1. A blog as an addition to your existing web presence
Have you ever defined the goals for your organisation’s web presence? What do you want to achieve? How do you measure that?

For a typical non-profit, I would assume you want:

  • advocacy: interest people for your cause.
    Metrics: amount of visitors, amount of returning visitors, depth of visit (amount of pages they read)
  • activism: rally people behind your cause
    Metrics: amount of participants in your online actions
  • fundraising: something every non-profit needs
    Metric: amount of funds donated via the website, or how many of your donors got to know your organisation via your site. How many use your website as a resource.
  • knowledge base: “educate” your audience through a document and research repository
    Metric: amount of documents and amount of readers

Have you also thought about how you want to achieve those goals?
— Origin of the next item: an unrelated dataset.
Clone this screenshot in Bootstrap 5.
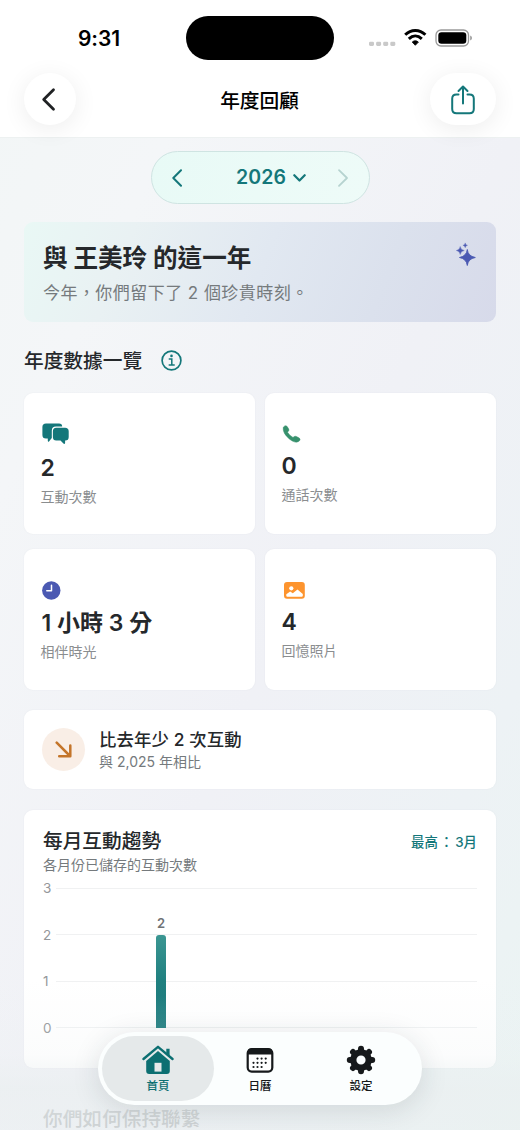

Sure enough, part of this is technical. You want a site that is attractive, downloads fast, that has a high use-ability where people can find information easily and quickly.

Most of all the key factor is ‘traffic’ and returning ‘traffic’, visitors and visitor loyalty. Integrating a blog into your corporate website or “connecting” it to your corporate website (with regular links to your site), can drive traffic onto it, helping you achieve your corporate web-goals.